■ Exercise objective: Give only a count of the lines that include the string "page".

--- --- ---

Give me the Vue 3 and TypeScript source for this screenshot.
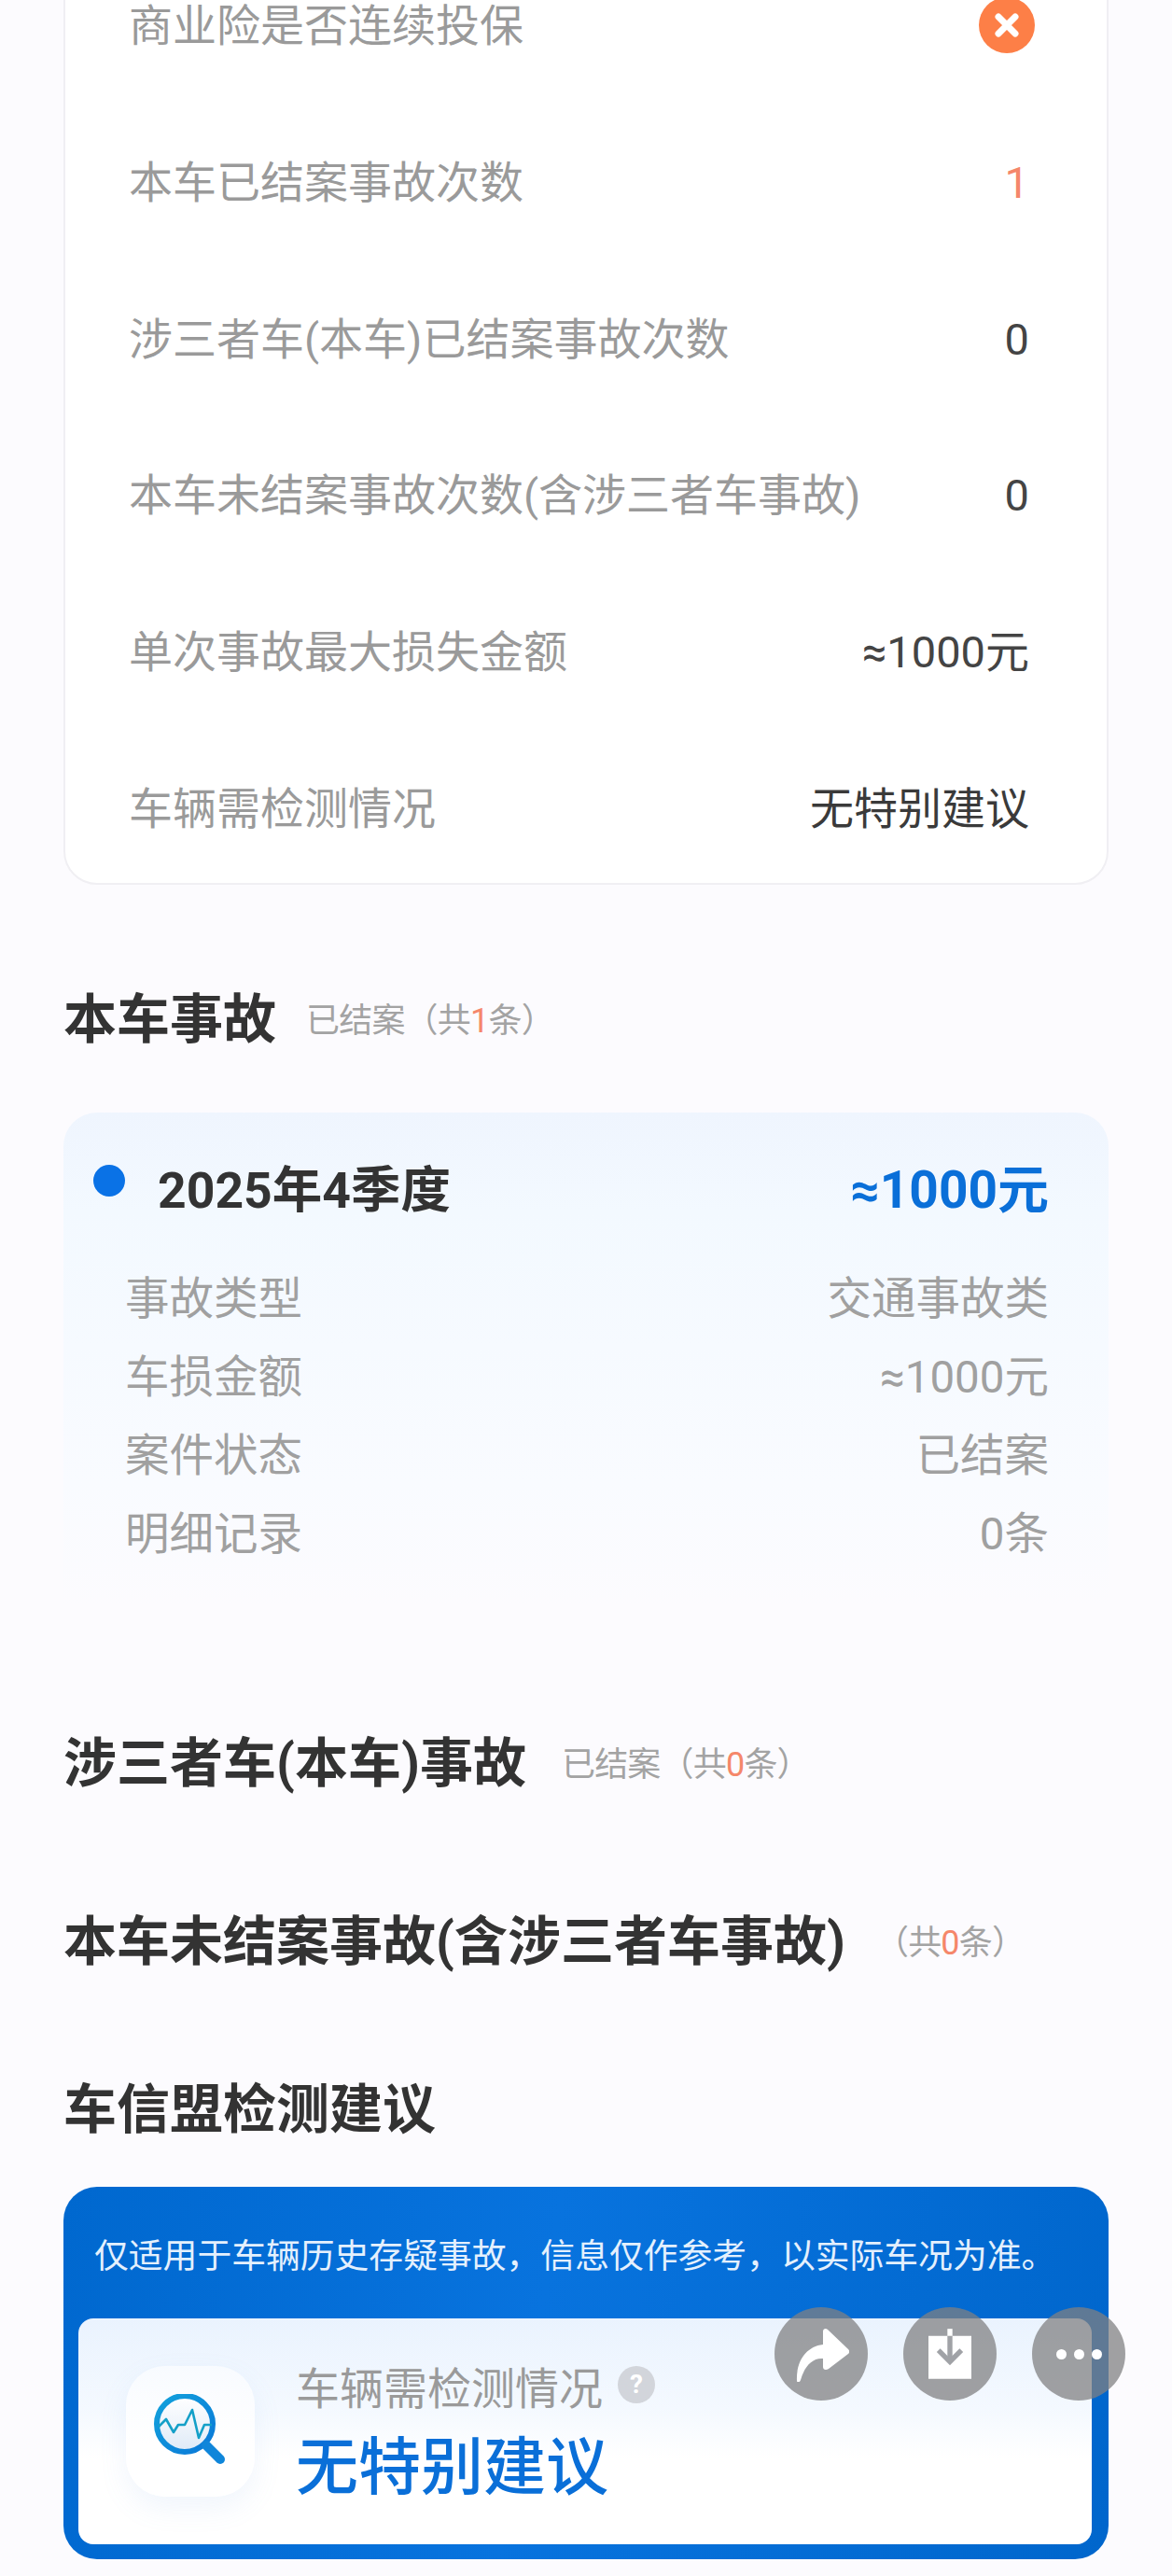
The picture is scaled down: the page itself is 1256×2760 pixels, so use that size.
<script setup lang="ts">
interface Row {
  label: string;
  value?: string;
  kind?: "fail" | "warn" | "dark";
}

const summaryRows: Row[] = [
  { label: "商业险是否连续投保", kind: "fail" },
  { label: "本车已结案事故次数", value: "1", kind: "warn" },
  { label: "涉三者车(本车)已结案事故次数", value: "0" },
  { label: "本车未结案事故次数(含涉三者车事故)", value: "0" },
  { label: "单次事故最大损失金额", value: "≈1000元" },
  { label: "车辆需检测情况", value: "无特别建议", kind: "dark" },
];

const accidentRows: Row[] = [
  { label: "事故类型", value: "交通事故类" },
  { label: "车损金额", value: "≈1000元" },
  { label: "案件状态", value: "已结案" },
  { label: "明细记录", value: "0条" },
];
</script>

<template>
  <div class="page">
    <section class="summary">
      <div v-for="row in summaryRows" :key="row.label" class="summary-row">
        <span class="summary-label">{{ row.label }}</span>
        <svg v-if="row.kind === 'fail'" class="fail-icon" viewBox="0 0 60 60">
          <circle cx="30" cy="30" r="30" fill="#fd7f47" />
          <path d="M21 21L39 39M39 21L21 39" stroke="#fff" stroke-width="7" stroke-linecap="round" />
        </svg>
        <span v-else class="summary-value" :class="row.kind">{{ row.value }}</span>
      </div>
    </section>

    <h2 class="heading first">
      本车事故<small class="gap-first">已结案（共<em>1</em>条）</small>
    </h2>

    <section class="accident">
      <div class="accident-head">
        <i class="dot"></i>
        <span class="quarter">2025年4季度</span>
        <span class="amount">≈1000元</span>
      </div>
      <div class="accident-rows">
        <div v-for="row in accidentRows" :key="row.label" class="accident-row">
          <span>{{ row.label }}</span>
          <span>{{ row.value }}</span>
        </div>
      </div>
    </section>

    <h2 class="heading second">
      涉三者车(本车)事故<small class="gap-lg">已结案（共<em>0</em>条）</small>
    </h2>
    <h2 class="heading third">
      本车未结案事故(含涉三者车事故)<small class="gap-sm">（共<em>0</em>条）</small>
    </h2>
    <h2 class="heading fourth">车信盟检测建议</h2>

    <section class="advice">
      <p class="advice-note">仅适用于车辆历史存疑事故，信息仅作参考，以实际车况为准。</p>
      <div class="advice-panel">
        <div class="advice-icon">
          <svg viewBox="0 0 80 80" width="80" height="80">
            <defs>
              <linearGradient id="lens" x1="0" y1="0" x2="1" y2="1">
                <stop offset="0" stop-color="#12a2dc" />
                <stop offset="1" stop-color="#0a78d8" />
              </linearGradient>
              <linearGradient id="glass" x1="0" y1="0" x2="0" y2="1">
                <stop offset="0" stop-color="#ffffff" />
                <stop offset="1" stop-color="#dfeaf7" />
              </linearGradient>
            </defs>
            <circle cx="33" cy="32" r="30" fill="url(#glass)" />
            <circle cx="33" cy="32" r="30" fill="none" stroke="url(#lens)" stroke-width="6" />
            <path d="M56 55L71 70" stroke="#0f86da" stroke-width="10" stroke-linecap="round" />
            <path
              d="M5 35L13 27L21 41L26 33L33 33L41 17L48 47L54 33L62 33"
              fill="none"
              stroke="#14a0c8"
              stroke-width="2.6"
              stroke-linejoin="round"
            />
          </svg>
        </div>
        <div class="advice-text">
          <div class="advice-label">
            车辆需检测情况
            <span class="help">?</span>
          </div>
          <div class="advice-value">无特别建议</div>
        </div>
      </div>
    </section>

    <div class="float-actions">
      <button class="float-btn" type="button" aria-label="分享">
        <svg viewBox="0 0 60 60" width="60" height="60">
          <path
            d="M4 59C3 38 14 22 32 20L32 6C32 3 35 2 37 4L59 25C61 27 60 29 59 30L38 46C35 48 32 47 32 44L32 35C20 34 12 44 8 58C7 61 4 61 4 59Z"
            fill="#fff"
          />
        </svg>
      </button>
      <button class="float-btn" type="button" aria-label="保存">
        <svg viewBox="0 0 60 70" width="46" height="54">
          <path d="M0 10H60V70H0Z" fill="#fff" />
          <path d="M30 0V10" stroke="#fff" stroke-width="7" />
          <path d="M30 10V44" stroke="#a0a2a6" stroke-width="7" />
          <path d="M14 30L30 46L46 30" fill="none" stroke="#a0a2a6" stroke-width="7" />
        </svg>
      </button>
      <button class="float-btn dots" type="button" aria-label="更多">
        <i></i><i></i><i></i>
      </button>
    </div>
  </div>
</template>

<style>
html,
body {
  margin: 0;
  background: #fcfbfe;
}
</style>

<style scoped>
.page {
  position: relative;
  width: 1256px;
  height: 2760px;
  overflow: hidden;
  box-sizing: border-box;
  padding: 0 68px;
  background: #fcfbfe;
  font-family: Roboto, "Noto Sans CJK SC", sans-serif;
}

/* Top card, scrolled partly out of view */
.summary {
  margin-top: -80px;
  padding: 22px 83px 0 68px;
  background: #fff;
  border: 2px solid #f0eff3;
  border-radius: 36px;
  box-sizing: border-box;
  height: 1028px;
}

.summary-row {
  display: flex;
  align-items: center;
  justify-content: space-between;
  height: 167.7px;
  font-size: 47px;
  line-height: 1;
}

.summary-label {
  color: #9a9a9a;
}

.summary-value {
  color: #444;
}

.summary-value.warn {
  color: #f5876a;
}

.summary-value.dark {
  color: #3a3a3a;
}

.fail-icon {
  width: 60px;
  height: 60px;
  margin: -2px -6px 0 0;
}

.heading {
  display: flex;
  align-items: center;
  height: 80px;
  margin: 0;
  color: #333;
  font-size: 57px;
  font-weight: 700;
}

.heading small {
  margin-top: 6px;
  color: #a3a3a3;
  font-size: 36px;
  font-weight: 400;
  letter-spacing: -0.8px;
}

.heading em {
  color: #f5876a;
  font-style: normal;
}

.gap-first {
  margin-left: 32px;
}

.gap-lg {
  margin-left: 38px;
}

.gap-sm {
  margin-left: 32px;
}

.first {
  margin-top: 99px;
}

.second {
  margin-top: 124px;
}

.third {
  margin-top: 111px;
}

.fourth {
  margin-top: 100px;
}

/* Accident card */
.accident {
  box-sizing: border-box;
  height: 528px;
  margin-top: 65px;
  padding: 38px 64px 0 32px;
  border-radius: 36px 36px 0 0;
  background: linear-gradient(180deg, #eff5fe 0%, #f3f9ff 20%, #f9fbff 75%, #fcfbfe 100%);
}

.accident-head {
  display: flex;
  align-items: center;
  height: 80px;
}

.dot {
  width: 34px;
  height: 34px;
  margin: -10px 35px 0 0;
  border-radius: 50%;
  background: #0a72e6;
}

.quarter {
  flex: 1;
  color: #333;
  font-size: 53.5px;
  font-weight: 700;
}

.amount {
  color: #0a6fd8;
  font-size: 55px;
  font-weight: 700;
}

.accident-rows {
  margin: 35px 0 0 34px;
}

.accident-row {
  display: flex;
  align-items: center;
  justify-content: space-between;
  height: 84px;
  color: #a0a0a0;
  font-size: 47.5px;
}

/* Advice card */
.advice {
  box-sizing: border-box;
  height: 399px;
  margin-top: 48px;
  padding: 0 18px 16px 16px;
  border-radius: 36px;
  background: linear-gradient(100deg, #0068cf 0%, #0873de 45%, #0066cc 100%);
}

.advice-note {
  display: flex;
  align-items: center;
  height: 141px;
  margin: 0 0 0 17px;
  color: #e4f0fd;
  font-size: 36.8px;
  white-space: nowrap;
}

.advice-panel {
  display: flex;
  align-items: center;
  height: 242px;
  padding-left: 51px;
  border-radius: 16px;
  background: linear-gradient(180deg, #eaf3fe 0%, #f4f9ff 40%, #fff 62%);
}

.advice-icon {
  display: flex;
  align-items: center;
  justify-content: center;
  flex: none;
  width: 138px;
  height: 140px;
  border-radius: 42px;
  background: linear-gradient(180deg, #f8fbff 0%, #fff 60%);
  box-shadow: 0 12px 30px rgba(110, 160, 225, 0.1);
}

.advice-icon svg {
  margin-left: 2px;
}

.advice-text {
  margin-left: 44px;
  padding-top: 4px;
}

.advice-label {
  display: flex;
  align-items: center;
  gap: 16px;
  height: 60px;
  color: #9a9a9a;
  font-size: 47px;
}

.help {
  width: 40px;
  height: 40px;
  border-radius: 50%;
  background: #d2d5db;
  color: #fff;
  font-size: 28px;
  font-weight: 700;
  line-height: 40px;
  text-align: center;
}

.advice-value {
  height: 90px;
  margin-top: 14px;
  color: #0a6fd8;
  font-size: 67px;
  font-weight: 500;
  line-height: 90px;
}

/* Floating actions over the page */
.float-actions {
  position: absolute;
  top: 2472px;
  left: 830px;
  display: flex;
  gap: 38px;
}

.float-btn {
  display: flex;
  align-items: center;
  justify-content: center;
  gap: 8px;
  width: 100px;
  height: 100px;
  padding: 0;
  border: none;
  border-radius: 50%;
  background: rgba(128, 128, 130, 0.74);
}

.dots i {
  width: 11px;
  height: 11px;
  border-radius: 50%;
  background: #fff;
}
</style>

--- --- ---

■ Answer to the task: 4